Code that builds pages.
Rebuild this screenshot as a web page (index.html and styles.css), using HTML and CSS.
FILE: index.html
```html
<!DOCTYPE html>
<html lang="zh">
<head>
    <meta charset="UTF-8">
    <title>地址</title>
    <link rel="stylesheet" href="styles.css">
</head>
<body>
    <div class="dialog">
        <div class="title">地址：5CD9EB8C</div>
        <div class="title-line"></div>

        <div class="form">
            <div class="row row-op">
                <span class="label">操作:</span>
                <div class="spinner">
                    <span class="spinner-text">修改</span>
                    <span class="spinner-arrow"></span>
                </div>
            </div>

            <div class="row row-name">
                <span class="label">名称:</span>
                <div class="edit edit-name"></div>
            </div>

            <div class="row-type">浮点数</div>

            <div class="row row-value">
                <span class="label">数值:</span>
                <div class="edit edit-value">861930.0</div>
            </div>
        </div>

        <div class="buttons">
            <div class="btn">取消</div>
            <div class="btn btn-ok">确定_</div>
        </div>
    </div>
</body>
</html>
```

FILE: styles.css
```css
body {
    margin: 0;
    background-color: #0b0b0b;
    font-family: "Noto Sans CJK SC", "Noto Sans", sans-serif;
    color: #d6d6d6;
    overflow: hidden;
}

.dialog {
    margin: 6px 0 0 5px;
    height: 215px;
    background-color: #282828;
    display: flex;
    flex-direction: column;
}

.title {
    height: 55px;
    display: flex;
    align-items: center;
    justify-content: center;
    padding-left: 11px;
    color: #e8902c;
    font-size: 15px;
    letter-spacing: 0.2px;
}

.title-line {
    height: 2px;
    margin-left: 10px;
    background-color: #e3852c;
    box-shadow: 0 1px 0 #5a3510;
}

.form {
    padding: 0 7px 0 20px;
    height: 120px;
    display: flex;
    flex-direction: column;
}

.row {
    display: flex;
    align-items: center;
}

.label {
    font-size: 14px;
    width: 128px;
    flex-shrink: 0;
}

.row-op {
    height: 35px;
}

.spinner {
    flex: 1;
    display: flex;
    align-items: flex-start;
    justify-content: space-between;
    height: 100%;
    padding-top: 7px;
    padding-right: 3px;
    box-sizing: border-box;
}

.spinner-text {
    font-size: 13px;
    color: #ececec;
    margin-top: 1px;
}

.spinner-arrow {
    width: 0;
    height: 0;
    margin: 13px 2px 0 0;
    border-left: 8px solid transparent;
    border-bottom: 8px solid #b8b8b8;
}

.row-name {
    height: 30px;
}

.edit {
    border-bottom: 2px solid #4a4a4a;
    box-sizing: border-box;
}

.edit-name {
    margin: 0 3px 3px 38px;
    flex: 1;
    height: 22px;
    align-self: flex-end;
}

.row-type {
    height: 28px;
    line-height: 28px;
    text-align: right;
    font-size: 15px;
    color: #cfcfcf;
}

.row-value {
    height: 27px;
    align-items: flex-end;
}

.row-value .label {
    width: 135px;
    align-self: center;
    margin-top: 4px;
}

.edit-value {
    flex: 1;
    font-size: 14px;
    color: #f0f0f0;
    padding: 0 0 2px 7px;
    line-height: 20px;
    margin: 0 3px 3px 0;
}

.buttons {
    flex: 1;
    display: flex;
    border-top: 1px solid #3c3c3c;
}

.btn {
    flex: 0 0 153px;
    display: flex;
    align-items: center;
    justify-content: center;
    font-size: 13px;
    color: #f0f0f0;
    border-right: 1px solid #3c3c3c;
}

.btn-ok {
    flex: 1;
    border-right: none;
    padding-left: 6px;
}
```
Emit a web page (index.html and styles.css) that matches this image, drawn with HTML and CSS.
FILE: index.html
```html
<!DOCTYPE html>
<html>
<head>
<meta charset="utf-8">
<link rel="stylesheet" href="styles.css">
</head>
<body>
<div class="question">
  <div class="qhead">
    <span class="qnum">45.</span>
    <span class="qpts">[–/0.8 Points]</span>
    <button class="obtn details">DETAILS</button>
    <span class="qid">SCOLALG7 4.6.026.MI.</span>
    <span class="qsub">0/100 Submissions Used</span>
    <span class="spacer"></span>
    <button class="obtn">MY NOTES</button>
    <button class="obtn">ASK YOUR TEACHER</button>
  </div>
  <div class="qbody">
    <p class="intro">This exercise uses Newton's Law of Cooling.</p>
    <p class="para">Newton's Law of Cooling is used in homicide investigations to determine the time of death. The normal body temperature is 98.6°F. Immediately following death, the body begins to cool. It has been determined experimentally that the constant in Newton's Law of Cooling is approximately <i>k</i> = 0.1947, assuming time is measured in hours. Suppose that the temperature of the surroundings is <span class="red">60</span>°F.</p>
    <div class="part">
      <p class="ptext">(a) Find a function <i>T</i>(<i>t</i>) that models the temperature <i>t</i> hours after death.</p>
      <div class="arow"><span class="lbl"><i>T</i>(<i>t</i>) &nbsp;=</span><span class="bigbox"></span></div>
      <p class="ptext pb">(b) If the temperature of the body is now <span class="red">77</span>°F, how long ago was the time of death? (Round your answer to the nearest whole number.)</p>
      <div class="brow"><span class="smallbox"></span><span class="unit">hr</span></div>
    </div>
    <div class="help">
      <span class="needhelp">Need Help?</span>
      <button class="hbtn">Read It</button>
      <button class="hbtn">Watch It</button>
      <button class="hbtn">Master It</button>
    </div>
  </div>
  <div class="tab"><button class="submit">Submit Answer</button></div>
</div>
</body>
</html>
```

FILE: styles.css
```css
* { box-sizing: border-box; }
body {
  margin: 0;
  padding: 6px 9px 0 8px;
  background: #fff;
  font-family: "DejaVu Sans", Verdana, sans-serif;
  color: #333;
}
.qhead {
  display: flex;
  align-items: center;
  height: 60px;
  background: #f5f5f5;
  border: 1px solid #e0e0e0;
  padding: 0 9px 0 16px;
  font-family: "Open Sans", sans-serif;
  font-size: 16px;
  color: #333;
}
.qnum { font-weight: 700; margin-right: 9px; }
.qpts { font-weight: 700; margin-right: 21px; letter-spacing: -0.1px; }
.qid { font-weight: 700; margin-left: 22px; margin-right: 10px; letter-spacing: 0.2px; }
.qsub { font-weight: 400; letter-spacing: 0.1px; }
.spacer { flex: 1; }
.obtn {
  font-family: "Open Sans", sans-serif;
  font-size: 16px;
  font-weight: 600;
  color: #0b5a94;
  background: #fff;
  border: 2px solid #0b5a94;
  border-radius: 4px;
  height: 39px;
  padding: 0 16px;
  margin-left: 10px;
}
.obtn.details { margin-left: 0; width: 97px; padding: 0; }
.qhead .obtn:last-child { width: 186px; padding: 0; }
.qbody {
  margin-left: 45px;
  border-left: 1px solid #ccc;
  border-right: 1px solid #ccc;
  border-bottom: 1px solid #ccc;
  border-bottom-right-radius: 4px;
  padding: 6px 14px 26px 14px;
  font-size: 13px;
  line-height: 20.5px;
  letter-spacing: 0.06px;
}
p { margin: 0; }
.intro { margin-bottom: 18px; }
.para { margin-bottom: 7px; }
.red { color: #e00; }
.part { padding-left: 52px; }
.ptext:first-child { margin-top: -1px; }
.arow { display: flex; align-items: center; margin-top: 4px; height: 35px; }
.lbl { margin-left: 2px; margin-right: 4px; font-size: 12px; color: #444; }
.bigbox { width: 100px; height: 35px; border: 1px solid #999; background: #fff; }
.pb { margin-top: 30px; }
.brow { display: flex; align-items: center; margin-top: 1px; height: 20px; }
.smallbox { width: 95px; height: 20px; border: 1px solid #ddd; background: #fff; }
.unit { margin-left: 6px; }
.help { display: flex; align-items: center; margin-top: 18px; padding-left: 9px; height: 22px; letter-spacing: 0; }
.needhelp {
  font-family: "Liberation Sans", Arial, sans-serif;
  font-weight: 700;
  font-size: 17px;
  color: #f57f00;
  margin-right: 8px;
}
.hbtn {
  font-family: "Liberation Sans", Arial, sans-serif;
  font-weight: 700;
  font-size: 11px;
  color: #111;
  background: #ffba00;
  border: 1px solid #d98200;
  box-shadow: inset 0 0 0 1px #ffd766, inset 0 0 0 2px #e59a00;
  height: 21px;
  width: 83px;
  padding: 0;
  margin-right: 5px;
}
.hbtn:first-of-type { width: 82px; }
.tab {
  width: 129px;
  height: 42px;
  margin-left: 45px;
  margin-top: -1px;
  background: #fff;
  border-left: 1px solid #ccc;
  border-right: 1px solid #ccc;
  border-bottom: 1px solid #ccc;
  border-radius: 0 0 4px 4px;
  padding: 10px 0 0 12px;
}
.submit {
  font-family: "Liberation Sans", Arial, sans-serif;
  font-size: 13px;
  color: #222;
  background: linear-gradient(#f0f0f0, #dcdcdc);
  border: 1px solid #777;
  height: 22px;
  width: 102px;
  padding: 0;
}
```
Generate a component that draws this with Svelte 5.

Exercise aim.
Report the number of lines that contain "styles", with no other words.

Correct response.
6